Goal of the exercise: Produce an exact transcription of the listing below, omitting the pictures.

Dataset content:
····················
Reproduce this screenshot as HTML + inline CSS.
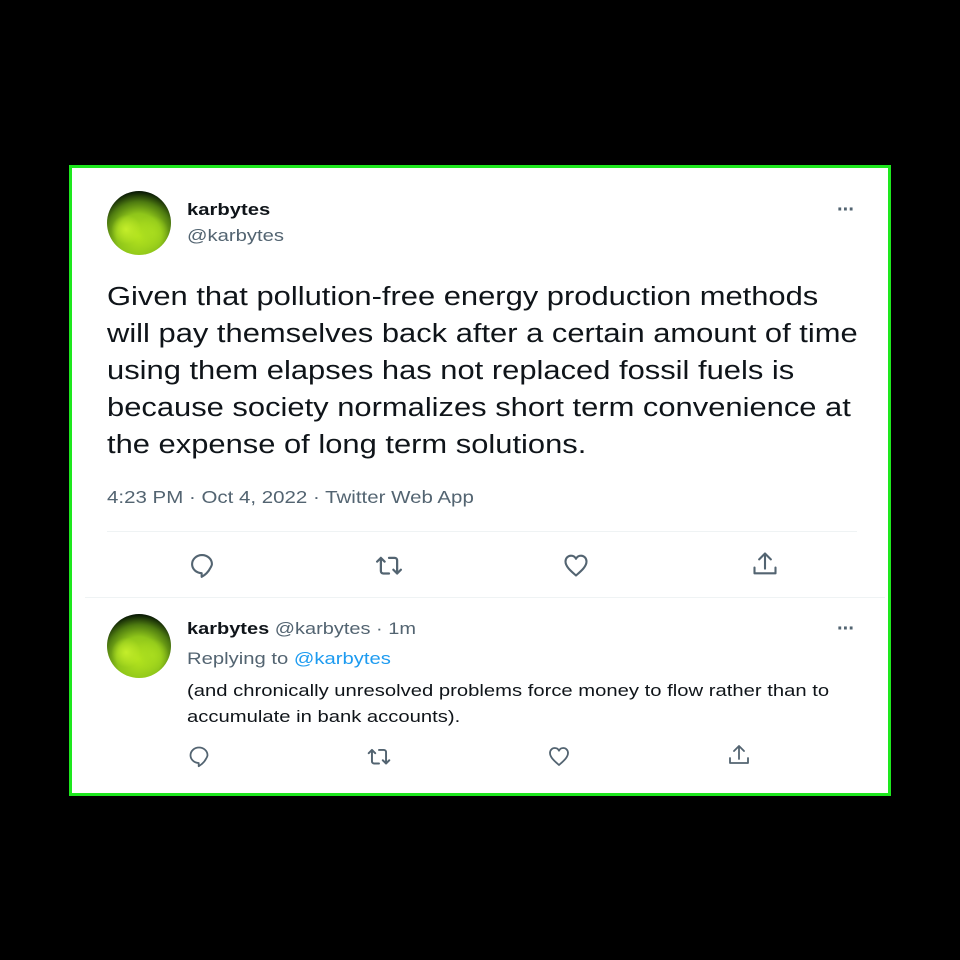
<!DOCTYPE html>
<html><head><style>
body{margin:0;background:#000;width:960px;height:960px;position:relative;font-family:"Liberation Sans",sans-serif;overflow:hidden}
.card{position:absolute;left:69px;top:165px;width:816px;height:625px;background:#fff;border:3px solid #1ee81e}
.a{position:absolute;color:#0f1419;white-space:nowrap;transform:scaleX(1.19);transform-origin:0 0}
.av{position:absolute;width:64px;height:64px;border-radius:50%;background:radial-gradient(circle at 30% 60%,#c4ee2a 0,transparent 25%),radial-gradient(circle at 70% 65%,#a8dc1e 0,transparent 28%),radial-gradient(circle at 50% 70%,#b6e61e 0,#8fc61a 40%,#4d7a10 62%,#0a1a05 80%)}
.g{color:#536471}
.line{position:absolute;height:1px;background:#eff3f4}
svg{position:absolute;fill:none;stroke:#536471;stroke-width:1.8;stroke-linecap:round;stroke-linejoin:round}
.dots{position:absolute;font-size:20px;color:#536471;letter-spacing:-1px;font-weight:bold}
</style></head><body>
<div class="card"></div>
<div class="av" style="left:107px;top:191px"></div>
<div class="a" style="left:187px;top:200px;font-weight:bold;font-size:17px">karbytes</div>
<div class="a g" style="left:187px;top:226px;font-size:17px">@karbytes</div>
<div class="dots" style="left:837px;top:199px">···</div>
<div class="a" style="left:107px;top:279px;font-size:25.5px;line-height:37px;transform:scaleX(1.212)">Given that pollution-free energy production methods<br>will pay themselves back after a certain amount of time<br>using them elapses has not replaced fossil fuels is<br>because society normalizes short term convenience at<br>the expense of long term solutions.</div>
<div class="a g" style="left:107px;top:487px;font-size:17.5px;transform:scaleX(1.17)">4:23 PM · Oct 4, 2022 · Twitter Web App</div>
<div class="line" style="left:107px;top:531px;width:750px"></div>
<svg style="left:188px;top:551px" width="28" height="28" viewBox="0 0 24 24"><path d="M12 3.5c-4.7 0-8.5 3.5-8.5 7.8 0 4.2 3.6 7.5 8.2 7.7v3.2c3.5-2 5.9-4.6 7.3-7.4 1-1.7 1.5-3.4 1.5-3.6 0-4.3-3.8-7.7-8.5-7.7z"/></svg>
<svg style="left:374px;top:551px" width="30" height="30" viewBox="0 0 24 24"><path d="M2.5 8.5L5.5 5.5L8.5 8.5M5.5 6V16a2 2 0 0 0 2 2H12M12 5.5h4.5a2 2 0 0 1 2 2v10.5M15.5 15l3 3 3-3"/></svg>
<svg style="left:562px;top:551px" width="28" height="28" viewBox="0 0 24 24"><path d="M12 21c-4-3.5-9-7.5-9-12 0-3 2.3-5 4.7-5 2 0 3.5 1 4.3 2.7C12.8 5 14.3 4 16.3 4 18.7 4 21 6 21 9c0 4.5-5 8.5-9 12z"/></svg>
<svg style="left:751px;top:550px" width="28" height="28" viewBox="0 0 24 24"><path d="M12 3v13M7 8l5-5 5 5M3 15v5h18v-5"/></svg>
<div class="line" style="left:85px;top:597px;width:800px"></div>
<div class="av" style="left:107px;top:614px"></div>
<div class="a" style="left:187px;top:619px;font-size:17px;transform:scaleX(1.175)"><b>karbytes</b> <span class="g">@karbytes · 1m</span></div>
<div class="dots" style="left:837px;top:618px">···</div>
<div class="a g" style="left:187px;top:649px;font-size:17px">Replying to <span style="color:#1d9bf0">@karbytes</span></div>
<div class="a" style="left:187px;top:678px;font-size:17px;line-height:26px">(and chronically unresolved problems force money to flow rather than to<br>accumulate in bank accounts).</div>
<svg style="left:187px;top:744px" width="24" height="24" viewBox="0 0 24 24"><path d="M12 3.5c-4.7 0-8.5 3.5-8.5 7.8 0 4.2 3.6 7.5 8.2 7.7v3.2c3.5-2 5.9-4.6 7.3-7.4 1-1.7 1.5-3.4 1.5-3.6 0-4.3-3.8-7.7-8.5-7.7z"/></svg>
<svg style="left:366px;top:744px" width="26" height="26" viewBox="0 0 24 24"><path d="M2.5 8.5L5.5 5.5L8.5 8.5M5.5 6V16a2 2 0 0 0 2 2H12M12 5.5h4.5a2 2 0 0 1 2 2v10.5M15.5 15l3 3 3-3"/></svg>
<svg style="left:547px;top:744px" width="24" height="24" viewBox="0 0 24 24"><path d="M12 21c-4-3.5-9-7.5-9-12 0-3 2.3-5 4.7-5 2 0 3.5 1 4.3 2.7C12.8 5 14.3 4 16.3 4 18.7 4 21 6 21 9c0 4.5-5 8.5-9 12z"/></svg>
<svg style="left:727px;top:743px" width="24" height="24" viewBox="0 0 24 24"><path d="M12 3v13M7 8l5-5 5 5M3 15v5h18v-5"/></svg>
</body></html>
····················
Result for this task:
Reproduce this screenshot as HTML + inline CSS.
<!DOCTYPE html>
<html><head><style>
body{margin:0;background:#000;width:960px;height:960px;position:relative;font-family:"Liberation Sans",sans-serif;overflow:hidden}
.card{position:absolute;left:69px;top:165px;width:816px;height:625px;background:#fff;border:3px solid #1ee81e}
.a{position:absolute;color:#0f1419;white-space:nowrap;transform:scaleX(1.19);transform-origin:0 0}
.av{position:absolute;width:64px;height:64px;border-radius:50%;background:radial-gradient(circle at 30% 60%,#c4ee2a 0,transparent 25%),radial-gradient(circle at 70% 65%,#a8dc1e 0,transparent 28%),radial-gradient(circle at 50% 70%,#b6e61e 0,#8fc61a 40%,#4d7a10 62%,#0a1a05 80%)}
.g{color:#536471}
.line{position:absolute;height:1px;background:#eff3f4}
svg{position:absolute;fill:none;stroke:#536471;stroke-width:1.8;stroke-linecap:round;stroke-linejoin:round}
.dots{position:absolute;font-size:20px;color:#536471;letter-spacing:-1px;font-weight:bold}
</style></head><body>
<div class="card"></div>
<div class="av" style="left:107px;top:191px"></div>
<div class="a" style="left:187px;top:200px;font-weight:bold;font-size:17px">karbytes</div>
<div class="a g" style="left:187px;top:226px;font-size:17px">@karbytes</div>
<div class="dots" style="left:837px;top:199px">···</div>
<div class="a" style="left:107px;top:279px;font-size:25.5px;line-height:37px;transform:scaleX(1.212)">Given that pollution-free energy production methods<br>will pay themselves back after a certain amount of time<br>using them elapses has not replaced fossil fuels is<br>because society normalizes short term convenience at<br>the expense of long term solutions.</div>
<div class="a g" style="left:107px;top:487px;font-size:17.5px;transform:scaleX(1.17)">4:23 PM · Oct 4, 2022 · Twitter Web App</div>
<div class="line" style="left:107px;top:531px;width:750px"></div>
<svg style="left:188px;top:551px" width="28" height="28" viewBox="0 0 24 24"><path d="M12 3.5c-4.7 0-8.5 3.5-8.5 7.8 0 4.2 3.6 7.5 8.2 7.7v3.2c3.5-2 5.9-4.6 7.3-7.4 1-1.7 1.5-3.4 1.5-3.6 0-4.3-3.8-7.7-8.5-7.7z"/></svg>
<svg style="left:374px;top:551px" width="30" height="30" viewBox="0 0 24 24"><path d="M2.5 8.5L5.5 5.5L8.5 8.5M5.5 6V16a2 2 0 0 0 2 2H12M12 5.5h4.5a2 2 0 0 1 2 2v10.5M15.5 15l3 3 3-3"/></svg>
<svg style="left:562px;top:551px" width="28" height="28" viewBox="0 0 24 24"><path d="M12 21c-4-3.5-9-7.5-9-12 0-3 2.3-5 4.7-5 2 0 3.5 1 4.3 2.7C12.8 5 14.3 4 16.3 4 18.7 4 21 6 21 9c0 4.5-5 8.5-9 12z"/></svg>
<svg style="left:751px;top:550px" width="28" height="28" viewBox="0 0 24 24"><path d="M12 3v13M7 8l5-5 5 5M3 15v5h18v-5"/></svg>
<div class="line" style="left:85px;top:597px;width:800px"></div>
<div class="av" style="left:107px;top:614px"></div>
<div class="a" style="left:187px;top:619px;font-size:17px;transform:scaleX(1.175)"><b>karbytes</b> <span class="g">@karbytes · 1m</span></div>
<div class="dots" style="left:837px;top:618px">···</div>
<div class="a g" style="left:187px;top:649px;font-size:17px">Replying to <span style="color:#1d9bf0">@karbytes</span></div>
<div class="a" style="left:187px;top:678px;font-size:17px;line-height:26px">(and chronically unresolved problems force money to flow rather than to<br>accumulate in bank accounts).</div>
<svg style="left:187px;top:744px" width="24" height="24" viewBox="0 0 24 24"><path d="M12 3.5c-4.7 0-8.5 3.5-8.5 7.8 0 4.2 3.6 7.5 8.2 7.7v3.2c3.5-2 5.9-4.6 7.3-7.4 1-1.7 1.5-3.4 1.5-3.6 0-4.3-3.8-7.7-8.5-7.7z"/></svg>
<svg style="left:366px;top:744px" width="26" height="26" viewBox="0 0 24 24"><path d="M2.5 8.5L5.5 5.5L8.5 8.5M5.5 6V16a2 2 0 0 0 2 2H12M12 5.5h4.5a2 2 0 0 1 2 2v10.5M15.5 15l3 3 3-3"/></svg>
<svg style="left:547px;top:744px" width="24" height="24" viewBox="0 0 24 24"><path d="M12 21c-4-3.5-9-7.5-9-12 0-3 2.3-5 4.7-5 2 0 3.5 1 4.3 2.7C12.8 5 14.3 4 16.3 4 18.7 4 21 6 21 9c0 4.5-5 8.5-9 12z"/></svg>
<svg style="left:727px;top:743px" width="24" height="24" viewBox="0 0 24 24"><path d="M12 3v13M7 8l5-5 5 5M3 15v5h18v-5"/></svg>
</body></html>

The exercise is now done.